John Lennon is my favorite musician, and I listen to a lot of music. He grew up in a broken home, as his father deserted the family when Lennon was just a boy to go be a merchant seamen, and his mother, Julia was tragically killed by a car while walking across the street to get to the bus stop. Lennon lived the rest of his boyhood with his aunt Mimi and uncle George. The heartbreak what Lennon felt through these times led him to wear his emotions on his sleeve in his music and he learned to stand up for what he believed was right.
While all his popular songs with The Beatles were penned as Lennon/McCartney, the songs that he's famous for mostly writing and singing include "Twist and Shout," "Ticket to Ride," "Help!," "Lucy in the Sky with Diamonds," "Revolution 9," "Happiness is a Warm Gun," "All You Need is Love," "Come Together" and "Across the Universe."
There are many more cult classics that he primarily penned and sang, but those are some of the more popular ones - songs about love, peace, change, society, and personal growth. He was the voice of two generations. He went from this friendly, lovable Beatle belting out "Twist and Shout" to crying out for "Help!" and saying the Beatles were bigger than Jesus.
The rawness in his voice in "Twist and Shout" is still one of the most unique vocals in history, and was attributed to John losing his voice before it was recorded. It shows his intensity and emotion in his performances. When he called out for help, he said he was going through a fat Elvis period, and was struggling to find his identity. When he said that the Beatles were bigger than Jesus, he meant that society made them that way, not that they were.

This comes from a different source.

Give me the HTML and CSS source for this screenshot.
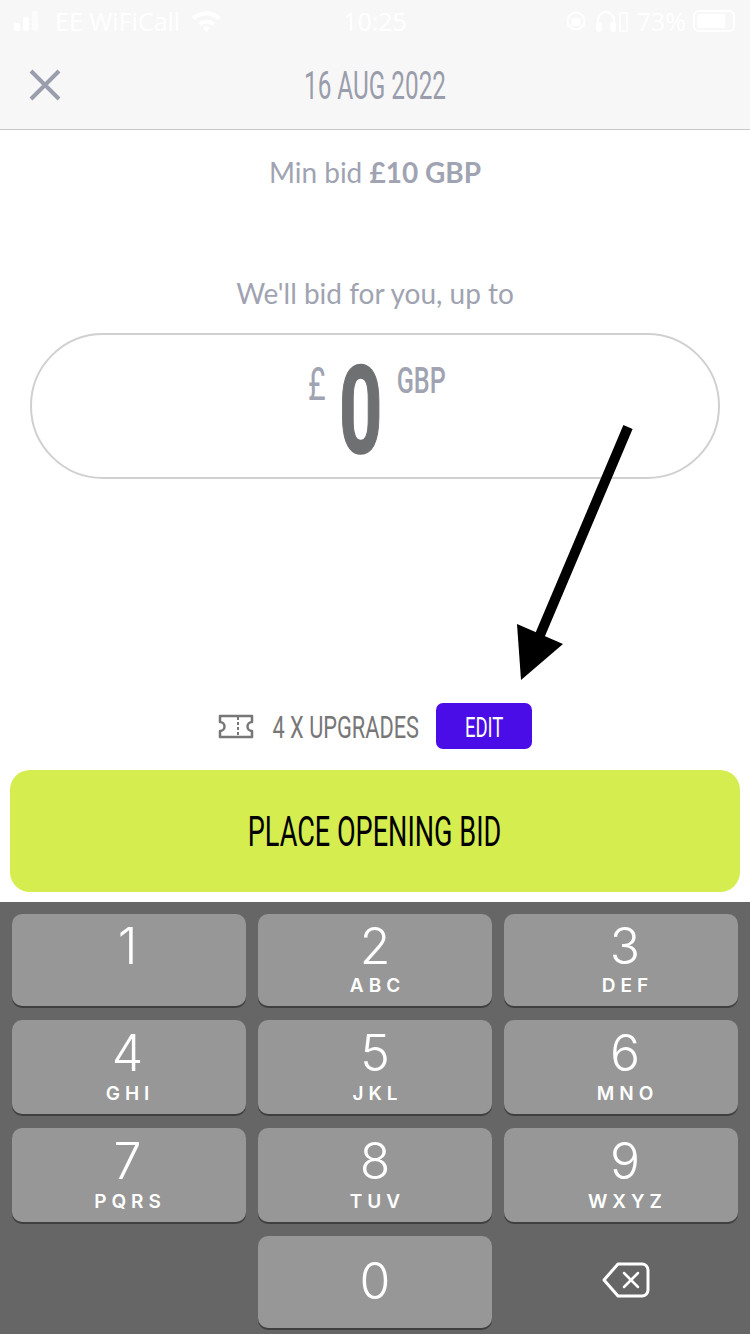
FILE: index.html
```html
<!DOCTYPE html>
<html lang="en">
<head>
    <meta charset="UTF-8">
    <meta name="viewport" content="width=device-width, initial-scale=1.0">
    <title>Place Bid</title>
    <link rel="stylesheet" href="styles.css">
</head>
<body>

    <div class="top">
        <div class="status">
            <div class="status-left">
                <svg class="signal" width="26" height="20" viewBox="0 0 26 20"><rect x="0" y="12" width="6" height="8" rx="2"/><rect x="9" y="6" width="6" height="14" rx="2"/><rect x="18" y="0" width="6" height="20" rx="2" opacity=".6"/></svg>
                <span class="carrier">EE WiFiCall</span>
                <svg class="wifi" width="31" height="24" viewBox="0 0 31 24"><path d="M1 8a21 21 0 0 1 29 0l-3 3a17 17 0 0 0-23 0z"/><path d="M7 14a13 13 0 0 1 17 0l-3 3a8 8 0 0 0-11 0z"/><path d="M12 19a5 5 0 0 1 7 0l-3.500 4z"/></svg>
            </div>
            <span class="time">10:25</span>
            <div class="status-right">
                <svg class="lock" width="20" height="24" viewBox="0 0 20 24" fill="none" stroke="#fff" stroke-width="2"><circle cx="10" cy="12" r="8.500"/><rect x="6.500" y="10" width="7" height="6" fill="#fff"/></svg>
                <svg width="20" height="24" viewBox="0 0 20 24" fill="none" stroke="#fff" stroke-width="2"><path d="M2 20v-9a8 8 0 0 1 16 0v9"/><rect x="1" y="14" width="4" height="8" rx="2" fill="#fff"/><rect x="15" y="14" width="4" height="8" rx="2" fill="#fff"/></svg>
                <svg width="9" height="24" viewBox="0 0 9 24" fill="none" stroke="#fff" stroke-width="1.500"><rect x="1" y="4" width="7" height="18"/></svg>
                <span class="pct">73%</span>
                <div class="battery"><div class="battery-fill"></div></div>
            </div>
        </div>
        <div class="header">
            <svg class="close" width="32" height="32" viewBox="0 0 32 32"><path d="M2 2l28 28M30 2L2 30" stroke="#9a9dab" stroke-width="4" fill="none"/></svg>
            <span class="cond date">16 AUG 2022</span>
        </div>
    </div>

    <div class="main">
        <p class="min-bid">Min bid <b>£10 GBP</b></p>
        <p class="upto">We'll bid for you, up to</p>
        <div class="pill">
            <span class="cond pound">£</span>
            <span class="cond amount">0</span>
            <span class="cond gbp">GBP</span>
        </div>
    </div>

    <div class="upgrades">
        <svg class="ticket" width="36" height="25" viewBox="0 0 36 25" fill="none" stroke="#777" stroke-width="2.500"><path d="M2 2h32v6a4.500 4.500 0 0 0 0 9v6H2v-6a4.500 4.500 0 0 0 0-9z" stroke-linejoin="round"/><path d="M20 3v19" stroke-width="2" stroke-dasharray="3 2"/></svg>
        <span class="upgrade-label"><span class="cond upgrade-text">4 X UPGRADES</span></span>
        <div class="edit"><span class="cond">EDIT</span></div>
    </div>

    <div class="place"><span class="cond">PLACE OPENING BID</span></div>

    <div class="keyboard">
        <div class="key"><span class="num">1</span></div>
        <div class="key"><span class="num">2</span><span class="abc">ABC</span></div>
        <div class="key"><span class="num">3</span><span class="abc">DEF</span></div>
        <div class="key"><span class="num">4</span><span class="abc">GHI</span></div>
        <div class="key"><span class="num">5</span><span class="abc">JKL</span></div>
        <div class="key"><span class="num">6</span><span class="abc">MNO</span></div>
        <div class="key"><span class="num">7</span><span class="abc">PQRS</span></div>
        <div class="key"><span class="num">8</span><span class="abc">TUV</span></div>
        <div class="key"><span class="num">9</span><span class="abc">WXYZ</span></div>
        <div class="blank"></div>
        <div class="key zero"><span class="num">0</span></div>
        <div class="blank backspace">
            <svg width="48" height="36" viewBox="0 0 48 36" fill="none" stroke="#fff" stroke-width="3" stroke-linecap="round" stroke-linejoin="round"><path d="M16 2h24a6 6 0 0 1 6 6v20a6 6 0 0 1-6 6H16L2 18z"/><path d="M22 11l14 14M36 11L22 25" stroke-width="2.500"/></svg>
        </div>
    </div>

    <svg class="arrow" width="130" height="270" viewBox="0 0 130 270"><path d="M113 2L25 210" stroke="#000" stroke-width="10" fill="none"/><path d="M2 199l46 20-42 36z" fill="#000"/></svg>

</body>
</html>
```

FILE: styles.css
```css
* {
    box-sizing: border-box;
}
body {
    margin: 0;
    width: 750px;
    height: 1334px;
    overflow: hidden;
    background-color: #fff;
    font-family: Lato, sans-serif;
    position: relative;
}
.cond {
    display: inline-block;
    font-family: Roboto, sans-serif;
    white-space: nowrap;
    transform: scaleX(0.66);
}
.top {
    height: 130px;
    background-color: #f7f7f7;
    border-bottom: 1px solid #c8c8c8;
}
.status {
    height: 41px;
    padding: 0 14px;
    display: grid;
    grid-template-columns: 1fr auto 1fr;
    align-items: center;
    color: #fff;
    font-family: "Open Sans", sans-serif;
    font-size: 25px;
}
.status-left, .status-right {
    display: flex;
    align-items: center;
}
.status-right {
    justify-content: flex-end;
}
.status-left svg {
    fill: #fff;
}
.carrier {
    margin-left: 15px;
    white-space: nowrap;
}
.wifi {
    margin-left: 11px;
}
.status-right svg {
    margin-right: 3px;
}
.status-right .lock {
    margin-right: 10px;
}
.pct {
    margin: 0 7px 0 6px;
}
.battery {
    width: 42px;
    height: 22px;
    border: 2px solid #fff;
    border-radius: 6px;
    padding: 2px;
    margin-right: 1px;
}
.battery-fill {
    width: 28px;
    height: 14px;
    background-color: #fff;
    border-radius: 2px;
}
.header {
    height: 88px;
    display: flex;
    align-items: center;
    justify-content: center;
    position: relative;
}
.close {
    position: absolute;
    left: 29px;
    top: 28px;
}
.date {
    color: #9a9dab;
    font-size: 38px;
    margin-top: 2px;
    transform: scaleX(0.64);
}
.main {
    height: 573px;
    padding: 0 30px;
    text-align: center;
    color: #a0a3b1;
    font-size: 28px;
}
.min-bid {
    margin: 0;
    padding-top: 25px;
    line-height: 34px;
}
.upto {
    margin: 0;
    padding-top: 87px;
    line-height: 34px;
}
.pill {
    margin-top: 23px;
    height: 146px;
    border: 2px solid #d0d0d0;
    border-radius: 73px;
    display: flex;
    justify-content: center;
    padding-right: 9px;
}
.pound {
    width: 18px;
    font-size: 46px;
    margin-top: 22px;
    line-height: 54px;
    color: #a0a3b1;
}
.amount {
    width: 42px;
    margin: 2px 16px 0 8px;
    font-size: 122px;
    font-weight: 700;
    -webkit-text-stroke: 1.500px #6f7072;
    line-height: 150px;
    color: #6f7072;
    transform: scaleX(0.62);
}
.gbp {
    width: 48px;
    font-size: 37px;
    font-weight: 500;
    margin-top: 25px;
    line-height: 42px;
    color: #a0a3b1;
    transform: scaleX(0.68);
}
.upgrades {
    height: 46px;
    display: flex;
    justify-content: center;
    align-items: center;
}
.ticket {
    margin-right: 20px;
}
.upgrade-label {
    width: 147px;
    margin-right: 15px;
    padding: 2px 4px 0 0;
    display: flex;
    justify-content: center;
    color: #777;
    font-size: 32px;
}
.upgrade-text {
    transform: scaleX(0.68);
}
.edit {
    width: 96px;
    height: 46px;
    background-color: #4a0de8;
    color: #fff;
    border-radius: 7px;
    font-size: 28px;
    padding-top: 2px;
    display: flex;
    align-items: center;
    justify-content: center;
}
.place {
    margin: 21px 10px 0;
    height: 122px;
    background-color: #d5ed4f;
    border-radius: 20px;
    font-size: 42px;
    color: #000;
    display: flex;
    align-items: center;
    justify-content: center;
}
.place .cond {
    transform: scaleX(0.645);
}
.keyboard {
    margin-top: 10px;
    height: 432px;
    padding: 12px 12px 0;
    background-color: #666;
    display: grid;
    grid-template-columns: repeat(3, 234px);
    grid-template-rows: 92px 94px 94px 92px;
    column-gap: 12px;
    row-gap: 14px;
}
.key {
    background-color: #979797;
    border-radius: 10px;
    box-shadow: 0 2px 0 #3f3f3f;
    color: #fff;
    display: flex;
    flex-direction: column;
    align-items: center;
}
.key:nth-child(3n) {
    padding-left: 8px;
}
.key:nth-child(3n+1) {
    padding-right: 3px;
}
.num {
    font-family: Inter, sans-serif;
    font-weight: 300;
    font-size: 50px;
    line-height: 60px;
    height: 60px;
    padding-top: 2px;
}
.abc {
    font-family: Inter, sans-serif;
    font-weight: 600;
    font-size: 19px;
    letter-spacing: 5px;
    line-height: 20px;
    margin-top: 2px;
    padding-left: 5px;
}
.key:nth-child(n+4) .num {
    padding-top: 3px;
}
.key:nth-child(n+4) .abc {
    margin-top: 4px;
}
.zero .num {
    line-height: 84px;
}
.backspace {
    display: flex;
    align-items: center;
    justify-content: center;
    padding: 0 0 4px 10px;
}
.arrow {
    position: absolute;
    left: 515px;
    top: 425px;
}
```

He told it like it was. He didn't hold back. In his solo songs, he attacks Paul McCartney in the song "How Do You Sleep?": "So Sgt. Pepper took you by surprise
You better see right through that mother's eyes
Those freaks was right when they said you was dead
The one mistake you made was in your head"
He used scream therapy to fight his pain though the song "Mother" when he continued screaming, "Mama don't go/Daddy come home."
He called for change and peace through songs like "Imagine," "How?," and "Gimme Some Truth." He called on us to picture a world without violence and coined the phrase, "War is over (If you want it). His two-week long bed-in for peace drew the attention of the world as he and Yoko grew their hair out and played songs of peace to encourage the end of the Vietnam War and other struggles throughout the world.
But a lot of his songs were about love - either defining what love is like in the song "Love," showing love to his wife Yoko, like in the song "Woman," or to his son Sean, like in the song "Beautiful Boy."
When Lennon was shot by crazed fan Mark David Chapman outside of Lennon's residence in Manhattan in December 1980, the world mourned. People took to the streets and lit candles and carried posters. That was almost forty years ago now, and while there have been a great many artists that have sung a great many songs that hit on these topics - the rest of the Beatles included, there was something special about John's influence to another generation (like ours today) that saw such hatred, turmoil and war. He was a voice people could turn to in the hardest of times.
One of my favorite Lennon tunes is "Nobody Told Me," because of the lyrics "Nobody told me there'd be days like these," because no one told us there'd be a pandemic followed by a racial divide that leads to riots and protests all over the world. We need peace and we need love in these times because no one knows what the future will hold.